At 
http://rosettacode.org/wiki/Icon%2BUnicon/Intro#Procedure_Parameter_Type_Casting
 
the following example is given:

procedure f1(i:integer:1,r:real,s:string,L:list,x:mycoercionproc)

Comments/queries:

(1) I can’t find any formal documentation of this feature. Is it defined
anywhere?

(2) Experimentation indicates that the only things allowed after the
“:” are data types (integer, real, string, list etc.). I have been 
unable to create any customised coercion function (as mycoercionproc in 
the example above) that the compiler will accept.

(3) In a case like

procedure f1(T:table)

what does “:table” actually do? You can convert a real or (sometimes) a
string to an integer, but can you convert anything to a table that isn’t 
already a table?

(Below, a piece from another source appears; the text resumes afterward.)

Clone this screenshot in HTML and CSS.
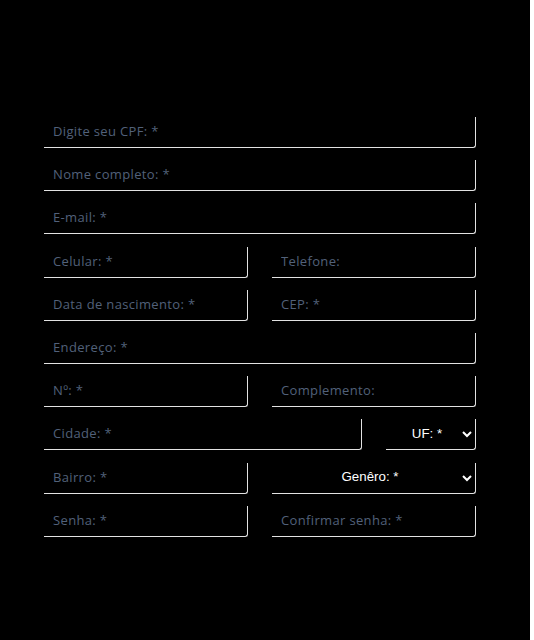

In this case, the function of “:table” seems to be just 
type checking.

(4) If I’m right on (3), consider this example from the Unicon book (p39):

procedure complete(prefix, filenames)
   suspend match(prefix, p := !filenames) & p
end

This works equally well whether filenames is a list (as assumed in the
text), a table, or a set. But there is no way one can use the feature 
under discussion to check that it is one of these: anything like

procedure complete(prefix:string, filenames:list|table|set)

is rejected by the compiler.

However, in the absence of documentation I may be simply misled about
what this feature is supposed to do.